##### DATASET RECORDS #####

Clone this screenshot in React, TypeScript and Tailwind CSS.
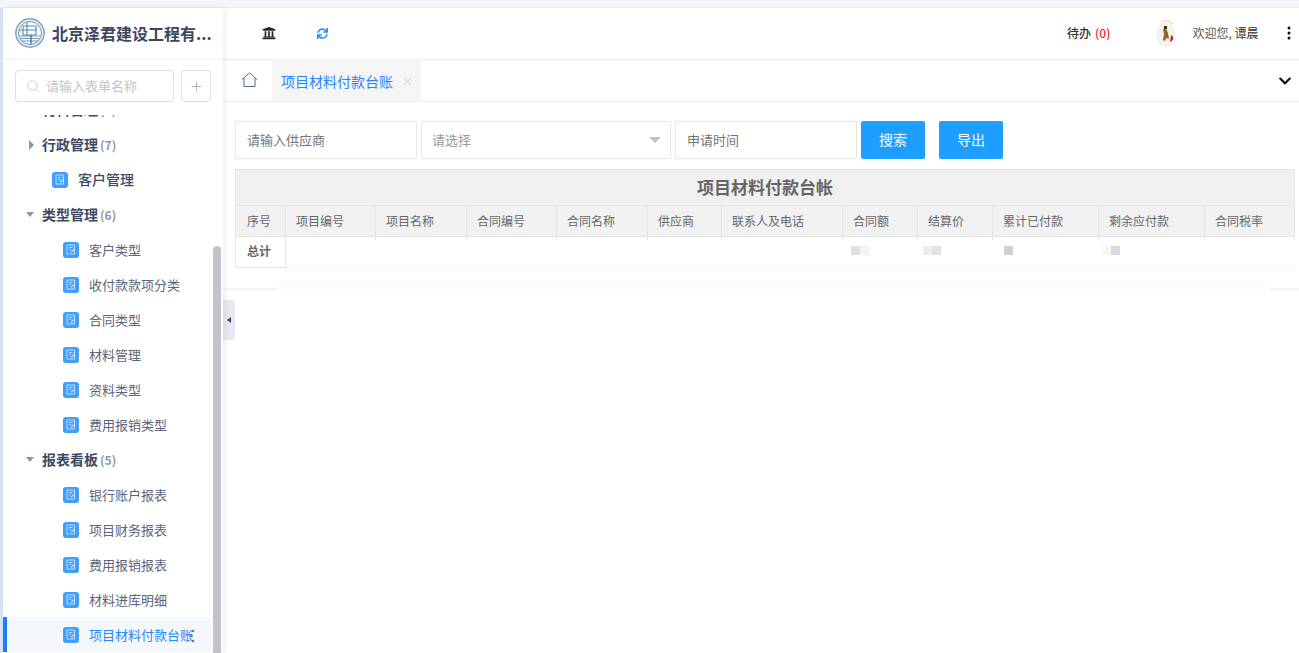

#####
##### DATASET RECORDS #####

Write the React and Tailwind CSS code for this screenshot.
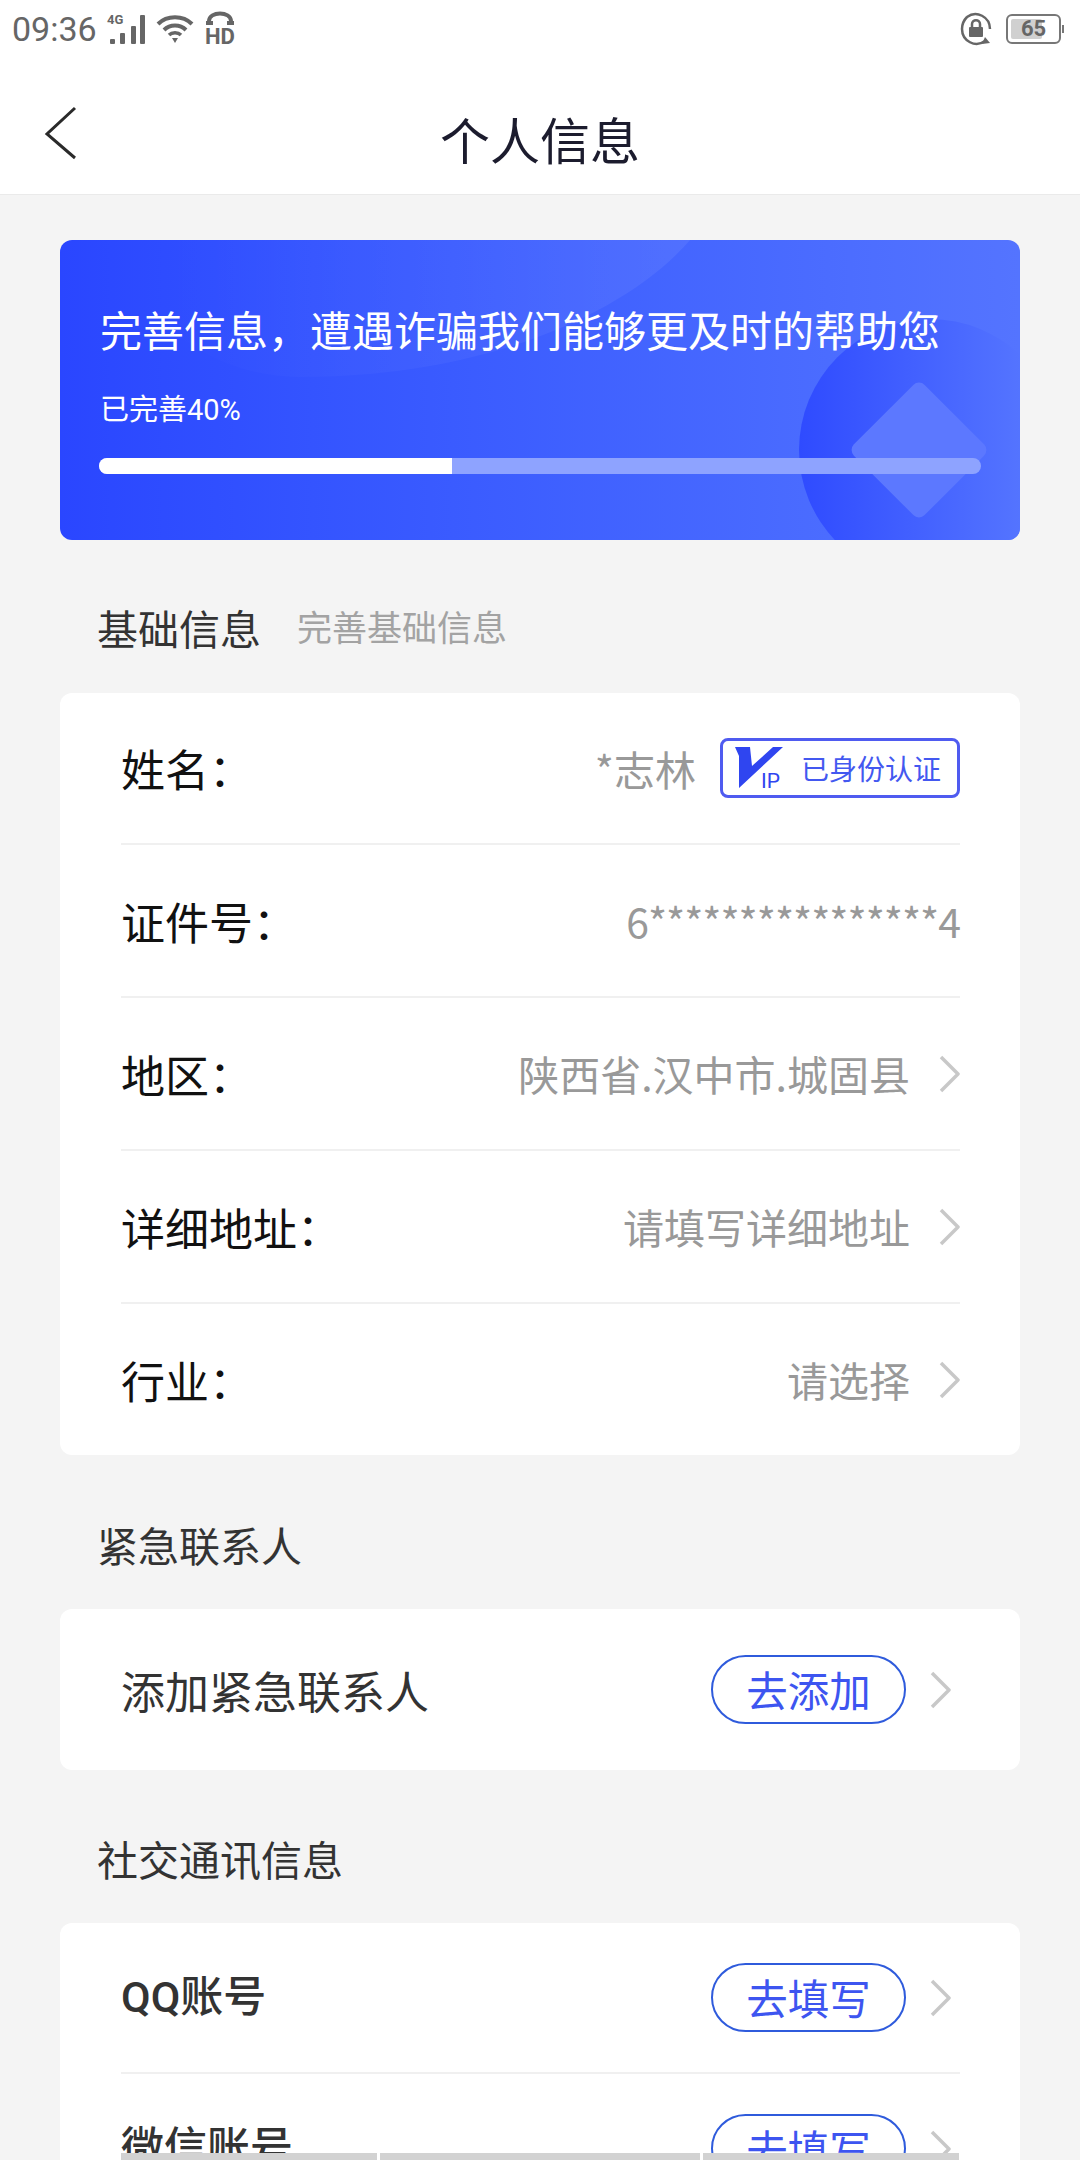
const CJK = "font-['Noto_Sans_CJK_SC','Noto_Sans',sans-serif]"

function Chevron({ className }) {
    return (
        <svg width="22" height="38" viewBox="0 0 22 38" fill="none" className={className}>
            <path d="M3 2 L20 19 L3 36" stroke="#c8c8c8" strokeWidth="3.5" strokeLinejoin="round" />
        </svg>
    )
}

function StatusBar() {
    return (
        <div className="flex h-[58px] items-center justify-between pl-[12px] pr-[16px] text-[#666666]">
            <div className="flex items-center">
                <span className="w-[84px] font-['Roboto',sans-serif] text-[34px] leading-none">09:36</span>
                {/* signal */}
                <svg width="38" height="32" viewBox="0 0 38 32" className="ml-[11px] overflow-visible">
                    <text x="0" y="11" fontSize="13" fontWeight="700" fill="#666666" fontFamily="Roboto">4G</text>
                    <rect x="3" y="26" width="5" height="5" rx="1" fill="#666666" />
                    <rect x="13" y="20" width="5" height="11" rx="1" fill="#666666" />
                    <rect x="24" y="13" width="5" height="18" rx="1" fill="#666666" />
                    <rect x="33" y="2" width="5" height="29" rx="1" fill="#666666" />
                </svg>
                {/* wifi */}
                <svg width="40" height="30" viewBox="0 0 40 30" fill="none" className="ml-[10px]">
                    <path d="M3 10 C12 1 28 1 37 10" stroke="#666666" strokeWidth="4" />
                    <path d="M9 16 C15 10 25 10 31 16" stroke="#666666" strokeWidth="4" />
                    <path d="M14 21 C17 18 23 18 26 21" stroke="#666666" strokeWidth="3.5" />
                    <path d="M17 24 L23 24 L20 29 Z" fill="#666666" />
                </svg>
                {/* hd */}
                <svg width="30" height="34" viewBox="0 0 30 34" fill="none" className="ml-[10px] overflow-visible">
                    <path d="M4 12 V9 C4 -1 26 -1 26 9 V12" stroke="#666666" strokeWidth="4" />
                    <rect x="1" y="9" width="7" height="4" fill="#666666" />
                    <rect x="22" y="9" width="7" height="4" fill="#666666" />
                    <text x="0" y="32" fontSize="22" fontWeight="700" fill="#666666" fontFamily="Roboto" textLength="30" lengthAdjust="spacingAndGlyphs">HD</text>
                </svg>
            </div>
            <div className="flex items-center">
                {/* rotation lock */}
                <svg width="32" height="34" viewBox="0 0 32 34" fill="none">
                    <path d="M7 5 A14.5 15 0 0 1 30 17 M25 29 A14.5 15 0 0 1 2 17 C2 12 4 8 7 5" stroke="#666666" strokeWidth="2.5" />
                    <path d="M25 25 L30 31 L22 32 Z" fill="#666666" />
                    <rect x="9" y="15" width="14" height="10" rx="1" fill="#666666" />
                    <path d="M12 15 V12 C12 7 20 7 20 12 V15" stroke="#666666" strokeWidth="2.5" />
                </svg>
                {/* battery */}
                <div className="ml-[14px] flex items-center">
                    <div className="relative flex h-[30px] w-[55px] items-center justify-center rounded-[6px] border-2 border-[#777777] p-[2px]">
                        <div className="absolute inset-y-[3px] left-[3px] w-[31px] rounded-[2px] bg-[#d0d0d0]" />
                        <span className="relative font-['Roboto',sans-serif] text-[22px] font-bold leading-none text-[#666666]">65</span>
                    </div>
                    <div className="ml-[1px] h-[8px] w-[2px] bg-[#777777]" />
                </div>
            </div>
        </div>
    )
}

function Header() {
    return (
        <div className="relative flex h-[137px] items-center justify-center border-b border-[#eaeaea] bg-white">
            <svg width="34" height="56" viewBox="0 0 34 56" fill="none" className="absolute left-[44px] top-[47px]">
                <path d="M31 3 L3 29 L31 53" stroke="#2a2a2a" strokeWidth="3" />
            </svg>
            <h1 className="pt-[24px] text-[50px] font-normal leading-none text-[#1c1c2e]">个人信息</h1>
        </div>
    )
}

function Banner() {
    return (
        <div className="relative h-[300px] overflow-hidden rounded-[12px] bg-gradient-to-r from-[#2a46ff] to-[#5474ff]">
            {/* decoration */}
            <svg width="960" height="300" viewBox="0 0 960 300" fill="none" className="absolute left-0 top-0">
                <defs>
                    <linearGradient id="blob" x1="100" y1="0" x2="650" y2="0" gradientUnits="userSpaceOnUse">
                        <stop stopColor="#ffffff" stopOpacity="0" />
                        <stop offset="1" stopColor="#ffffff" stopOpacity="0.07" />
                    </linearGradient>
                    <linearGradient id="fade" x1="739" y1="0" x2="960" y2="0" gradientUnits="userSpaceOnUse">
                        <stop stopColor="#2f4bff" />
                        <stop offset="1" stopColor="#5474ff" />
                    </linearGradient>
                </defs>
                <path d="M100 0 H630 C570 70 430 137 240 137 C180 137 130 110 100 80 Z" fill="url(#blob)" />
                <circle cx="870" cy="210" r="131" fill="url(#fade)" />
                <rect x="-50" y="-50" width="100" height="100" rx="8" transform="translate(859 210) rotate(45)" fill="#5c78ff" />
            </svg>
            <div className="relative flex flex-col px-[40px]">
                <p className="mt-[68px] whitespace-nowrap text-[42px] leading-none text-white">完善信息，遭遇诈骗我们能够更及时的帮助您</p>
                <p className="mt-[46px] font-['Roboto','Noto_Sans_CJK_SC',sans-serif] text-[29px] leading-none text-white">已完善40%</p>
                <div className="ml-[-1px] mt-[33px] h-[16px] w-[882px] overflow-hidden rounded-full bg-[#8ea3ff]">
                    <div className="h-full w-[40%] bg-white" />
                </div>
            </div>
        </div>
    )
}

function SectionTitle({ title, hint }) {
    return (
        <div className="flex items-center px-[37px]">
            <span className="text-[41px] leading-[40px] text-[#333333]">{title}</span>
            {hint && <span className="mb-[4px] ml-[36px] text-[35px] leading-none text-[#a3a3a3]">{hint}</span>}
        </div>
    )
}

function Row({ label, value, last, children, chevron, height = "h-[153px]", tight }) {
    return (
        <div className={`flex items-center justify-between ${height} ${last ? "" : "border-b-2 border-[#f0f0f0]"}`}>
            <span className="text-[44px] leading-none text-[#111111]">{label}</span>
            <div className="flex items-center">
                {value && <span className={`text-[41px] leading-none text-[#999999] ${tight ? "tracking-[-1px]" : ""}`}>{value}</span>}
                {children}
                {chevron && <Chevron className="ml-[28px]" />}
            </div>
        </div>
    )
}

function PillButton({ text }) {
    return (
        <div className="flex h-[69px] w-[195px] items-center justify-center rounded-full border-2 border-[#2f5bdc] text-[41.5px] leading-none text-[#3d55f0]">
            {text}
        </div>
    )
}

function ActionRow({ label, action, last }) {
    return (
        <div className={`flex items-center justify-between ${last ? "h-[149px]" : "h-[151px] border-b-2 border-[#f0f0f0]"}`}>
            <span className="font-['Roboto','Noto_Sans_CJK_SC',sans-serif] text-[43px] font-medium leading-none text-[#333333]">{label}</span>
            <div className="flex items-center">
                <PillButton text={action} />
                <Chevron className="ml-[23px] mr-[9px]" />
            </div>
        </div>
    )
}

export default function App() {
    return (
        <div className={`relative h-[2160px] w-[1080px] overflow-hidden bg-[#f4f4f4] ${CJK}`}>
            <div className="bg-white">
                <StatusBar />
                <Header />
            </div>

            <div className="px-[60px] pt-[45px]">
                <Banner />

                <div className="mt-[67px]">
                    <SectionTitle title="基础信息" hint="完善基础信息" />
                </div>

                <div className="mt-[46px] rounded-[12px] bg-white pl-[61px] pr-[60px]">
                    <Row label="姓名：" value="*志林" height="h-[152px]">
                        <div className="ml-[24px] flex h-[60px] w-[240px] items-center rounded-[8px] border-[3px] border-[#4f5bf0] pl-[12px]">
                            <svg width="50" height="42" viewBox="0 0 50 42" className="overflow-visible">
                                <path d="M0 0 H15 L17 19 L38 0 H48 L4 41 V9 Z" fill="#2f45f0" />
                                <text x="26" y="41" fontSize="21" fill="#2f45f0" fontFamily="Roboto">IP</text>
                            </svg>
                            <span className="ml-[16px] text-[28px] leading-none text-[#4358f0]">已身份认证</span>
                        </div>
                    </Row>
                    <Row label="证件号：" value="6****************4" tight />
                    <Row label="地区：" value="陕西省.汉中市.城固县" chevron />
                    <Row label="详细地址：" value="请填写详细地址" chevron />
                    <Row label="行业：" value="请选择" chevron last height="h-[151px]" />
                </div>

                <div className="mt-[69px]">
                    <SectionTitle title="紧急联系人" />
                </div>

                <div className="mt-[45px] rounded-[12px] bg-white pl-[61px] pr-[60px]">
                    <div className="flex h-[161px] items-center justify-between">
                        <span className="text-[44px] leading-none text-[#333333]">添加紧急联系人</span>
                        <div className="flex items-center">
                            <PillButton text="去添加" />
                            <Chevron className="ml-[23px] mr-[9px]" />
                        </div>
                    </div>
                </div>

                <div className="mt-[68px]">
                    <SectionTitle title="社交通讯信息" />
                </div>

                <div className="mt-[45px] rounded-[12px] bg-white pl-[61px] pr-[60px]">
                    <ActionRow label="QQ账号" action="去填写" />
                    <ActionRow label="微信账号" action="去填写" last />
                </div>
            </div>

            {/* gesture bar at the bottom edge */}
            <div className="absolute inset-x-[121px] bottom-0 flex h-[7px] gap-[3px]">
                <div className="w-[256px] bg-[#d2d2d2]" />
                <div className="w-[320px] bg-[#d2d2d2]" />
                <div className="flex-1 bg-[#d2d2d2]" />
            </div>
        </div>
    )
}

#####
##### DATASET RECORDS #####

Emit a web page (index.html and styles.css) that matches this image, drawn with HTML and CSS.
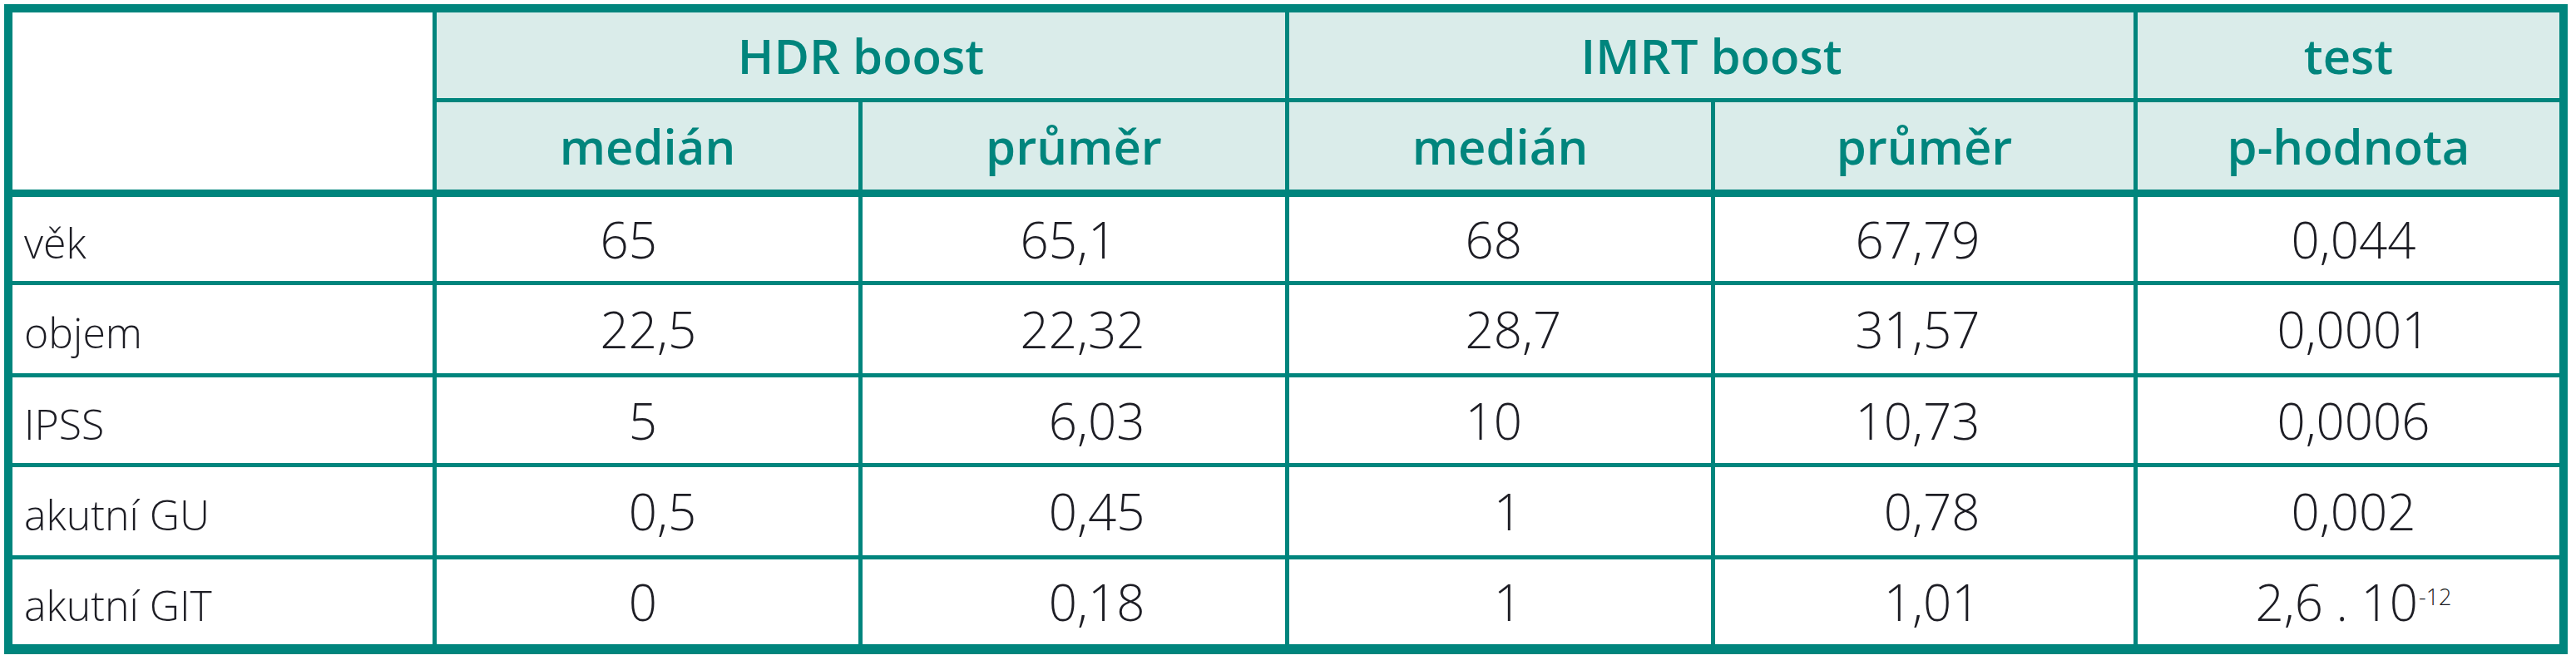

#####

Which lines in the listing above hold the word "React"? Show each of them.

Clone this screenshot in React, TypeScript and Tailwind CSS.
Write the React and Tailwind CSS code for this screenshot.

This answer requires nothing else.